Today, being his feast in the 1962 breviary. Of course, he's one of my patron saints, so,from the legend of the feast:
Being let down from a window, Thomas escaped out of the castle of Monte San Giovanni, and returned to Naples. Thence he went first to Rome, and then to Paris, in company of Brother John the German, then Master-General of the Friars Preachers. At Paris he studied Philosophy and Theology under Albert the Great Doctor. At the age of twenty-five years he took the degree of Master, and gave public disquisitions on the Philosophers and Theologians with great distinction.
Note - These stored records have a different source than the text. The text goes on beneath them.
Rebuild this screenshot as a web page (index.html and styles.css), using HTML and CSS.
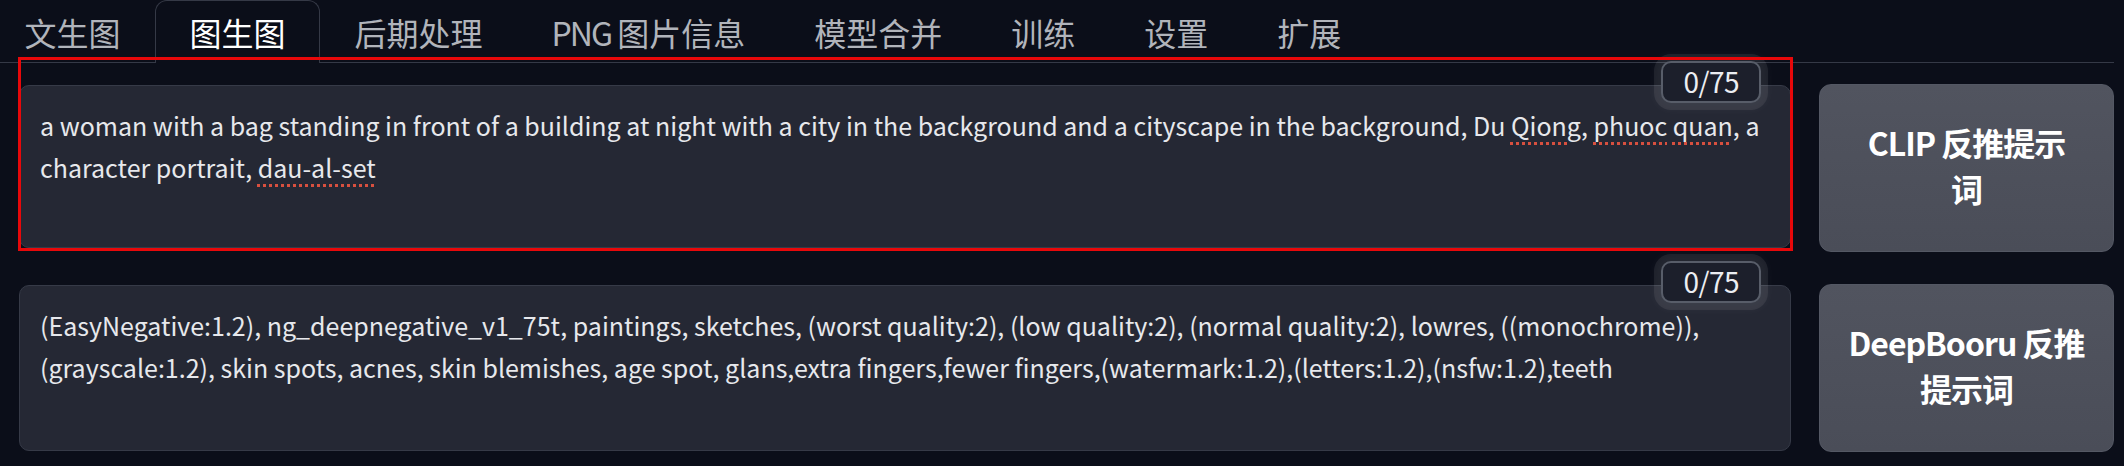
FILE: index.html
```html
<!DOCTYPE html>
<html lang="zh-CN">
<head>
<meta charset="utf-8">
<title>img2img</title>
<link rel="stylesheet" href="styles.css">
</head>
<body>
<div class="app">
  <nav class="tabs">
    <button class="tab">文生图</button>
    <button class="tab active">图生图</button>
    <button class="tab">后期处理</button>
    <button class="tab tab-mixed"><span class="latin">PNG</span> 图片信息</button>
    <button class="tab">模型合并</button>
    <button class="tab">训练</button>
    <button class="tab">设置</button>
    <button class="tab">扩展</button>
  </nav>

  <div class="row">
    <div class="field">
      <div class="textbox">a woman with a bag standing in front of a building at night with a city in the background and a cityscape in the background, Du <span class="spell">Qiong</span>, <span class="spell">phuoc</span> <span class="spell">quan</span>, a character portrait, <span class="spell">dau-al-set</span></div>
      <span class="counter">0/75</span>
      <div class="highlight"></div>
    </div>
    <button class="interrogate">CLIP 反推提示<br>词</button>
  </div>

  <div class="row">
    <div class="field">
      <div class="textbox tall">(EasyNegative:1.2), ng_deepnegative_v1_75t, paintings, sketches, (worst quality:2), (low quality:2), (normal quality:2), lowres, ((monochrome)), (grayscale:1.2), skin spots, acnes, skin blemishes, age spot, glans,extra fingers,fewer fingers,(watermark:1.2),(letters:1.2),(nsfw:1.2),teeth</div>
      <span class="counter">0/75</span>
    </div>
    <button class="interrogate">DeepBooru 反推<br>提示词</button>
  </div>
</div>
</body>
</html>
```

FILE: styles.css
```css
* {
  box-sizing: border-box;
}

html, body {
  margin: 0;
  padding: 0;
  background: #0b0e19;
  overflow: hidden;
}

body {
  width: 2124px;
  height: 466px;
  font-family: "Noto Sans CJK SC", "Noto Sans", sans-serif;
  color: #e6e7eb;
}

.app {
  padding: 0 10px 0 0;
}

.tabs {
  display: flex;
  height: 63px;
  margin-left: -10px;
  border-bottom: 1px solid #353946;
}

.tab {
  height: 63px;
  margin-bottom: -1px;
  padding: 0 33.5px;
  border: 1px solid transparent;
  border-bottom: none;
  border-radius: 12px 12px 0 0;
  background: transparent;
  font-family: inherit;
  font-size: 32px;
  line-height: 60px;
  color: #b1b4bb;
  white-space: nowrap;
}

.tab.active {
  border-color: #353946;
  background: #0b0e19;
  color: #ffffff;
}

.tab-mixed {
  word-spacing: -1px;
}

.latin {
  letter-spacing: -2px;
}

.row {
  display: flex;
  gap: 28px;
  height: 168px;
  margin-top: 21px;
  padding-left: 19px;
}

.row + .row {
  margin-top: 32px;
}

.field {
  position: relative;
  flex: 1;
  padding-top: 1px;
}

.textbox {
  height: 163px;
  padding: 18px 6px 0 20px;
  border: 1px solid #363a47;
  border-radius: 10px;
  background: #252834;
  font-size: 25px;
  line-height: 42px;
  color: #e7e8ec;
}

.textbox.tall {
  height: 166px;
  padding-top: 18px;
}

.spell {
  text-decoration: underline dotted #d8503f;
  text-decoration-thickness: 3px;
  text-underline-offset: 6px;
}

.counter {
  position: absolute;
  top: -23px;
  right: 30px;
  height: 42px;
  padding: 0 20px;
  border: 2px solid #585d69;
  border-radius: 10px;
  background: #1c1f2b;
  font-size: 28px;
  line-height: 37px;
  letter-spacing: -0.5px;
  color: #eceef2;
  box-shadow: 0 0 0 7px rgba(255, 255, 255, 0.07), 0 0 10px 7px rgba(255, 255, 255, 0.04);
}

.highlight {
  position: absolute;
  top: -27px;
  left: -1px;
  right: -2px;
  bottom: 1px;
  border: 3px solid #e8080a;
  pointer-events: none;
}

.interrogate {
  width: 295px;
  flex: none;
  padding: 0 0 7px;
  border: 1px solid #545864;
  border-radius: 12px;
  background: linear-gradient(180deg, #51545f 0%, #4a4d58 100%);
  font-family: inherit;
  font-size: 32px;
  font-weight: 700;
  line-height: 46px;
  letter-spacing: -1px;
  color: #ffffff;
}
```
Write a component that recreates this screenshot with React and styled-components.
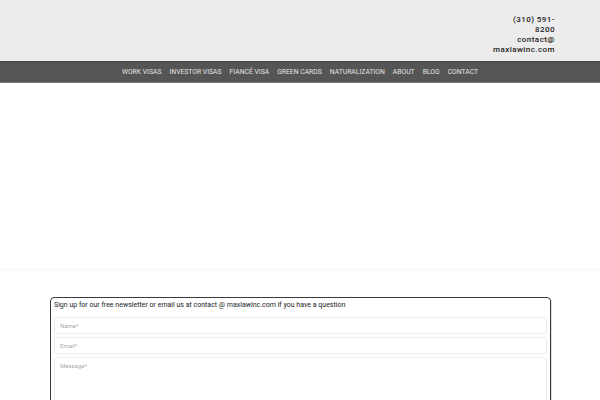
import React from "react";
import styled, { createGlobalStyle } from "styled-components";

const Global = createGlobalStyle`
  * { box-sizing: border-box; }
  body {
    margin: 0;
    font-family: Roboto, "Liberation Sans", sans-serif;
    background: #fff;
  }
`;

const Header = styled.header`
  height: 61px;
  background: #ececec;
  display: flex;
  justify-content: flex-end;
  padding: 15px 45px 0 0;
`;

const Contact = styled.div`
  width: 62px;
  text-align: right;
  font-size: 8px;
  line-height: 9.9px;
  font-weight: 500;
  letter-spacing: 0.45px;
  color: #222;
`;

const ContactLine = styled.div``;

const Nav = styled.nav`
  height: 22px;
  background: #555;
  border-top: 1px solid #444;
  border-bottom: 1px solid #777;
  display: flex;
  justify-content: center;
  align-items: center;
  gap: 8px;
`;

const NavItem = styled.a`
  color: #e4e4e4;
  font-size: 6.8px;
  font-weight: 400;
  text-transform: uppercase;
  text-decoration: none;
`;

const Hero = styled.section`
  height: 186px;
  background: #fff;
`;

const Footer = styled.section`
  border-top: 1px solid #f6f6f6;
  padding: 27px 49px 0 50px;
`;

const FormBox = styled.div`
  border: 1.5px solid #3a3a3a;
  border-radius: 4px;
  padding: 2px 3px 0 3px;
  height: 120px;
  box-shadow: 1px 1px 1px rgba(0,0,0,0.15);
`;

const Title = styled.div`
  font-size: 7px;
  color: #222;
  line-height: 11px;
  margin: 0 0 6px 0;
`;

const Field = styled.div`
  border: 1px solid #ececec;
  border-radius: 3px;
  height: ${(p) => p.h}px;
  margin-bottom: 3px;
  font-size: 6px;
  color: #aaa;
  padding: ${(p) => (p.top ? "4px 5px" : "0 5px")};
  display: flex;
  align-items: ${(p) => (p.top ? "flex-start" : "center")};
`;

const items = ["Work Visas", "Investor Visas", "Fiancé Visa", "Green Cards", "Naturalization", "About", "Blog", "Contact"];

export default function App() {
  return (
    <>
      <Global />
      <Header>
        <Contact>
          <ContactLine>(310) 591-8200</ContactLine>
          <ContactLine>contact@ maxlawinc.com</ContactLine>
        </Contact>
      </Header>
      <Nav>
        {items.map((i) => (
          <NavItem key={i}>{i}</NavItem>
        ))}
      </Nav>
      <Hero />
      <Footer>
        <FormBox>
          <Title>Sign up for our free newsletter or email us at contact @ maxlawinc.com if you have a question</Title>
          <Field h={17}>Name*</Field>
          <Field h={17}>Email*</Field>
          <Field h={60} top>Message*</Field>
        </FormBox>
      </Footer>
    </>
  );
}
He never set himself to read or write till he had first prayed, and when he was about to take in hand a hard passage of the Holy Scriptures, he fasted also. Hence he was wont to say to Brother Reginald his comrade, that whatever he knew, he had learnt, not to much from his own labour and study, as from the inspiration of God. At Naples he was once kneeling in very earnest prayer before an image of Christ Crucified, when he head a voice which said : Thomas, thou hast written well of me. What reward wilt thou that I give thee? He answered : None other, Lord, but thyself. He studied most carefully the works of the Fathers, and there was no kind of author in which he was not well read. His own writings are so wonderful, both because of their number, their variety, and the clearness of his explanations of hard things, that his rich and pure teaching, marvellously consonant with revealed truth, is an admirable antidote for the errors of all times.
Ant. O Doctor óptime, * Ecclésiæ sanctæ lumen, beáte Thoma, divínæ legis amátor, deprecáre pro nobis Fílium Dei.
(O Doctor right excellent, * O light of Holy Church, O blessed Thomas, lover of the divine law, entreat for us the Son of God.)